_Brief_
Retype the opening lines of the listing below, ending with the line that contains "<WindowTitle>ProgrammingWizards Channel ListView</WindowTitle>", and leave out any pictures.
◆ ◆ ◆ ◆
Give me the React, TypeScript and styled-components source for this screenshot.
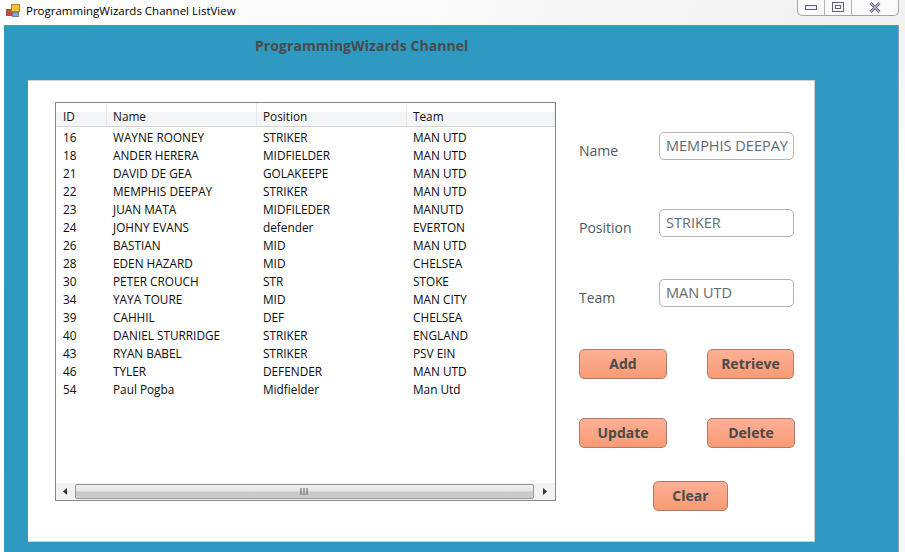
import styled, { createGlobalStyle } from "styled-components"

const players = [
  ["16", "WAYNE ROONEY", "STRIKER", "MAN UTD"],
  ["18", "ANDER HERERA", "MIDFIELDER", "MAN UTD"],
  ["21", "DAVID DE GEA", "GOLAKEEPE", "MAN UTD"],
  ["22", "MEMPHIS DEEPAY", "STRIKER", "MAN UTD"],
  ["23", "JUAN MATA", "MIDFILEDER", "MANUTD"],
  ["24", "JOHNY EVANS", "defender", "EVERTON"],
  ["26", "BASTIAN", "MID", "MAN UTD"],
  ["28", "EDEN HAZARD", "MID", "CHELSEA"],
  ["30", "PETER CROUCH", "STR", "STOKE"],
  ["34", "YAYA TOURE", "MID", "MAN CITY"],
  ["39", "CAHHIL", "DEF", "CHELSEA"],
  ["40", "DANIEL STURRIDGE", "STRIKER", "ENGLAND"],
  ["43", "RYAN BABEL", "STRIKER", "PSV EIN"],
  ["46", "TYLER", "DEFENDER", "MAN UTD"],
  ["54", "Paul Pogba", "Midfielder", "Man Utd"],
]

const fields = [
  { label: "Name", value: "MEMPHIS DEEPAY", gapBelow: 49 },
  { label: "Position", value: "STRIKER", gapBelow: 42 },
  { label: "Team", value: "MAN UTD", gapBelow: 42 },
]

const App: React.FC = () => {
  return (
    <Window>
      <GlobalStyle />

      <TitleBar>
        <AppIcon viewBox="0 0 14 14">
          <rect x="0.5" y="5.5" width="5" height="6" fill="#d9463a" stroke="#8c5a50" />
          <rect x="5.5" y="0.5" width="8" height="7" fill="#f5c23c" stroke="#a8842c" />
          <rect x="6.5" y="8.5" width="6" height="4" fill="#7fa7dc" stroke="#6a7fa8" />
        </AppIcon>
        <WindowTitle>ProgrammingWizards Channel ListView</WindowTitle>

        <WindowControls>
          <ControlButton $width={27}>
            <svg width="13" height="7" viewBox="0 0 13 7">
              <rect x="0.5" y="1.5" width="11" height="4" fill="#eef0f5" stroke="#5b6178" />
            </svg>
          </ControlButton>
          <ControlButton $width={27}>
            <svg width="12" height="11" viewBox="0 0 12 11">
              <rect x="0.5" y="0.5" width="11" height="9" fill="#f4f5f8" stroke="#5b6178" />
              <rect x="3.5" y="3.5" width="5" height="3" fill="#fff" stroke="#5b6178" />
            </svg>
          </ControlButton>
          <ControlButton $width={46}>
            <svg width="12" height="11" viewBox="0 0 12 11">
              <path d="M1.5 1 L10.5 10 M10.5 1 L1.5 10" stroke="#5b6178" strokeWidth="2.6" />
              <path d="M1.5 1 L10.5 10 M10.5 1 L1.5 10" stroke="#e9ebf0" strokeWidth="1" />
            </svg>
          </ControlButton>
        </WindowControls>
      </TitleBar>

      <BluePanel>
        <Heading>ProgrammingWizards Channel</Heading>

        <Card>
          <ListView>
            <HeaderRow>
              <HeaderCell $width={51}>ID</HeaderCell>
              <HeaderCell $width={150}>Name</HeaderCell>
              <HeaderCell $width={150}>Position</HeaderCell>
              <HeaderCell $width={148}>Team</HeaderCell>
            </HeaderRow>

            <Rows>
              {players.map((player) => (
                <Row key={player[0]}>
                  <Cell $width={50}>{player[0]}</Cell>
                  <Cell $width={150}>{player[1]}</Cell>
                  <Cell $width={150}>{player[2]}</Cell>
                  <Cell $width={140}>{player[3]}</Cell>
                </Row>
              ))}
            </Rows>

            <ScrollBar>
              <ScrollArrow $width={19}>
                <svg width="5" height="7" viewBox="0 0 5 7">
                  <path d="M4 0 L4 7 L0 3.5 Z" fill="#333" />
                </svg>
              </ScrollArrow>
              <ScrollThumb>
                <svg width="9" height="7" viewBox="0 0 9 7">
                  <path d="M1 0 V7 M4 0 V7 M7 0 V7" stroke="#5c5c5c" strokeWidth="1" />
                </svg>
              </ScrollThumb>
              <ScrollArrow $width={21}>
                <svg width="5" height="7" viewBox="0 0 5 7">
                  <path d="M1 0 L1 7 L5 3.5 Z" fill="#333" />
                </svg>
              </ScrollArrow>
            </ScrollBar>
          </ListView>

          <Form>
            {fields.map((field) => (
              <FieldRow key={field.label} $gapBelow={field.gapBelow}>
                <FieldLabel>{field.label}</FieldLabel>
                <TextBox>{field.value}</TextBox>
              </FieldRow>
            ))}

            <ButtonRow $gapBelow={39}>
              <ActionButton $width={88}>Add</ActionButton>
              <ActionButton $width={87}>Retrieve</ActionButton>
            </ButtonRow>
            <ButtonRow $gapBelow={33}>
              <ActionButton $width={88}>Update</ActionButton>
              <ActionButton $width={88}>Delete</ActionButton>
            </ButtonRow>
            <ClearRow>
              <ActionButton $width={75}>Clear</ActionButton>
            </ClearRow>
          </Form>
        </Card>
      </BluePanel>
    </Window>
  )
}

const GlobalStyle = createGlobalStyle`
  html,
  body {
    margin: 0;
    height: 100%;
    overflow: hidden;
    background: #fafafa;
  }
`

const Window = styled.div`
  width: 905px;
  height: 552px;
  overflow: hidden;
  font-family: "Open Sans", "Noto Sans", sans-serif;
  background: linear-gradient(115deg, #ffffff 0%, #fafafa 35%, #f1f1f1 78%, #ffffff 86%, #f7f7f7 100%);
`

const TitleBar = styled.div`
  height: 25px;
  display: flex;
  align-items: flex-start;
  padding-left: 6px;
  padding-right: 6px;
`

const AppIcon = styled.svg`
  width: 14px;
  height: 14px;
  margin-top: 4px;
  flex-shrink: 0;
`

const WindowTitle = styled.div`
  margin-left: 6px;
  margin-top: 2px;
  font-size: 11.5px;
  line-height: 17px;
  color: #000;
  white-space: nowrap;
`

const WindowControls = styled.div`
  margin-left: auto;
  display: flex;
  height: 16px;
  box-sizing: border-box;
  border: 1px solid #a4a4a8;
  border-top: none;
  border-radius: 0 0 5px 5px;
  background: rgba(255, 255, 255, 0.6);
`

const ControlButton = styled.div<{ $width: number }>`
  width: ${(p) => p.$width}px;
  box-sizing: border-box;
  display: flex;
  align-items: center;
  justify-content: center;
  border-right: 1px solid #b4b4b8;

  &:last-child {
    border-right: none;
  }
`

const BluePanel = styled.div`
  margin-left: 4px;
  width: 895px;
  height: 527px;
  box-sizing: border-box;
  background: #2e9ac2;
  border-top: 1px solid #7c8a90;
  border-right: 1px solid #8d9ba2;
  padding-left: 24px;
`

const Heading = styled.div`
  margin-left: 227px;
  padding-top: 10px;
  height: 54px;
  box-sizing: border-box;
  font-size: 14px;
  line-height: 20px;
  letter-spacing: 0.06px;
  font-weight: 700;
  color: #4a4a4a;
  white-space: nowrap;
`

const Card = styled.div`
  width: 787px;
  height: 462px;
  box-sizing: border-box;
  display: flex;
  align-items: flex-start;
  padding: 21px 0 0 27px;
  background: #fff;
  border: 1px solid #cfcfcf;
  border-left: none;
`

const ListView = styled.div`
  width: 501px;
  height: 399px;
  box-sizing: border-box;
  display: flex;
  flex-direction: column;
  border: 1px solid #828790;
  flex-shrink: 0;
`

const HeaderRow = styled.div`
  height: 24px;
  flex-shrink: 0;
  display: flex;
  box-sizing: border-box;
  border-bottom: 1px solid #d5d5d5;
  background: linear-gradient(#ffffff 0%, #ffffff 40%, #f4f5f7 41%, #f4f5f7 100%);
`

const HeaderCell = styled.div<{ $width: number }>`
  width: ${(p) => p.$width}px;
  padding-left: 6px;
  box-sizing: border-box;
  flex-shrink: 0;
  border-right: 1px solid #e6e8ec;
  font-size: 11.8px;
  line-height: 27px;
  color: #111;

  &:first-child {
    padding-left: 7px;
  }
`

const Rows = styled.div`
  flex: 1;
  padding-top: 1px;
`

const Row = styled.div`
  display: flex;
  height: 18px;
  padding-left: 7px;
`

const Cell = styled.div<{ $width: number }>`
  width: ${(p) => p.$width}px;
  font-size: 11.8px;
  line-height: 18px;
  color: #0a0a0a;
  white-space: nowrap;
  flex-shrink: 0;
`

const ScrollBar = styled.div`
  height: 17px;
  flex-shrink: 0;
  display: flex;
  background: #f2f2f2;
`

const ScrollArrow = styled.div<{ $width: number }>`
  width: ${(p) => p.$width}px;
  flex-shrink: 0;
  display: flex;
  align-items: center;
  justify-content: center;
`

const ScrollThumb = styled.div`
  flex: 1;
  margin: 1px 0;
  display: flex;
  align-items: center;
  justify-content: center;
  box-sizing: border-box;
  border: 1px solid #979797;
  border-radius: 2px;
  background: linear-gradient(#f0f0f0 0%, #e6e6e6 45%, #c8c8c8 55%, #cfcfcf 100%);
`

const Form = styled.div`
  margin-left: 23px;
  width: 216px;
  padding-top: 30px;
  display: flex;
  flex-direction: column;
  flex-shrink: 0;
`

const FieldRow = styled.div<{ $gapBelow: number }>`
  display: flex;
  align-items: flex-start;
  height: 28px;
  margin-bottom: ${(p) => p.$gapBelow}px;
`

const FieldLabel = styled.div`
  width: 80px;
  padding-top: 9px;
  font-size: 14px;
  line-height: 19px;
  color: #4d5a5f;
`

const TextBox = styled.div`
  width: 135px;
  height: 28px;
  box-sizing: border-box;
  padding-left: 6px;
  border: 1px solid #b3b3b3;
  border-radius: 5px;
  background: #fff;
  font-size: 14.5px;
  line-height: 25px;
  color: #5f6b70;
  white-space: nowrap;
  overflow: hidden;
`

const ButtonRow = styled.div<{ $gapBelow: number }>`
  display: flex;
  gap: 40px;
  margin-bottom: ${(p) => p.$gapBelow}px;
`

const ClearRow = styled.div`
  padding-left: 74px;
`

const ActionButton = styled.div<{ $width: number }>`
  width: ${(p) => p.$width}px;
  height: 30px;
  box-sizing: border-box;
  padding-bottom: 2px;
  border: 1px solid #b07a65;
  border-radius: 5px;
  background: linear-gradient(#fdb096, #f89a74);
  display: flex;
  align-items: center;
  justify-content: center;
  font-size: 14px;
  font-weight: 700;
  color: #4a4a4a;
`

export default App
◆ ◆ ◆ ◆
_Task result_
Give me the React, TypeScript and styled-components source for this screenshot.
import styled, { createGlobalStyle } from "styled-components"

const players = [
  ["16", "WAYNE ROONEY", "STRIKER", "MAN UTD"],
  ["18", "ANDER HERERA", "MIDFIELDER", "MAN UTD"],
  ["21", "DAVID DE GEA", "GOLAKEEPE", "MAN UTD"],
  ["22", "MEMPHIS DEEPAY", "STRIKER", "MAN UTD"],
  ["23", "JUAN MATA", "MIDFILEDER", "MANUTD"],
  ["24", "JOHNY EVANS", "defender", "EVERTON"],
  ["26", "BASTIAN", "MID", "MAN UTD"],
  ["28", "EDEN HAZARD", "MID", "CHELSEA"],
  ["30", "PETER CROUCH", "STR", "STOKE"],
  ["34", "YAYA TOURE", "MID", "MAN CITY"],
  ["39", "CAHHIL", "DEF", "CHELSEA"],
  ["40", "DANIEL STURRIDGE", "STRIKER", "ENGLAND"],
  ["43", "RYAN BABEL", "STRIKER", "PSV EIN"],
  ["46", "TYLER", "DEFENDER", "MAN UTD"],
  ["54", "Paul Pogba", "Midfielder", "Man Utd"],
]

const fields = [
  { label: "Name", value: "MEMPHIS DEEPAY", gapBelow: 49 },
  { label: "Position", value: "STRIKER", gapBelow: 42 },
  { label: "Team", value: "MAN UTD", gapBelow: 42 },
]

const App: React.FC = () => {
  return (
    <Window>
      <GlobalStyle />

      <TitleBar>
        <AppIcon viewBox="0 0 14 14">
          <rect x="0.5" y="5.5" width="5" height="6" fill="#d9463a" stroke="#8c5a50" />
          <rect x="5.5" y="0.5" width="8" height="7" fill="#f5c23c" stroke="#a8842c" />
          <rect x="6.5" y="8.5" width="6" height="4" fill="#7fa7dc" stroke="#6a7fa8" />
        </AppIcon>
        <WindowTitle>ProgrammingWizards Channel ListView</WindowTitle>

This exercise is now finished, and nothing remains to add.